» **Prompt**
Output the full listing below exactly as it reads, and skip anything that is a picture.

» **Extracted entries**
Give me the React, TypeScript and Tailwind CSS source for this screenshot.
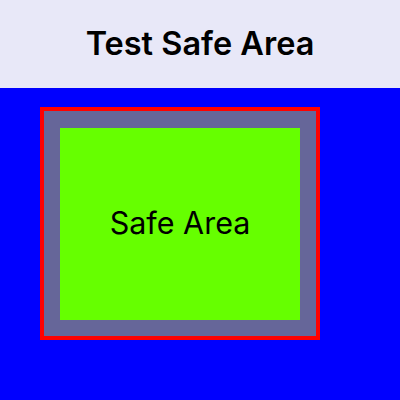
import React from 'react';

export default function App() {
  return (
    <div
      className="flex h-[400px] w-[400px] flex-col bg-[#0000ff]"
      style={{ fontFamily: 'Inter, "Noto Sans", sans-serif' }}
    >
      <header className="flex h-[88px] shrink-0 items-center justify-center bg-[#e8e8f8]">
        <h1 className="text-[32.5px] font-semibold text-black">Test Safe Area</h1>
      </header>
      <main className="flex-1 pl-[40px] pt-[19px]">
        <div className="h-[233px] w-[280px] border-4 border-[#ff0000] bg-[#666699] px-4 pb-4 pt-[17px]">
          <div className="flex h-full w-full items-center justify-center bg-[#66ff00]">
            <span className="-mt-[2px] text-[30.5px] text-black">Safe Area</span>
          </div>
        </div>
      </main>
    </div>
  );
}
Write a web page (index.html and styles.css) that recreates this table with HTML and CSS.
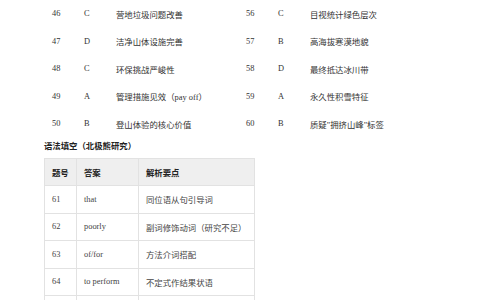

» **Problem solution**
Give me the React, TypeScript and Tailwind CSS source for this screenshot.
import React from 'react';

export default function App() {
  return (
    <div
      className="flex h-[400px] w-[400px] flex-col bg-[#0000ff]"
      style={{ fontFamily: 'Inter, "Noto Sans", sans-serif' }}
    >
      <header className="flex h-[88px] shrink-0 items-center justify-center bg-[#e8e8f8]">
        <h1 className="text-[32.5px] font-semibold text-black">Test Safe Area</h1>
      </header>
      <main className="flex-1 pl-[40px] pt-[19px]">
        <div className="h-[233px] w-[280px] border-4 border-[#ff0000] bg-[#666699] px-4 pb-4 pt-[17px]">
          <div className="flex h-full w-full items-center justify-center bg-[#66ff00]">
            <span className="-mt-[2px] text-[30.5px] text-black">Safe Area</span>
          </div>
        </div>
      </main>
    </div>
  );
}
Write a web page (index.html and styles.css) that recreates this table with HTML and CSS.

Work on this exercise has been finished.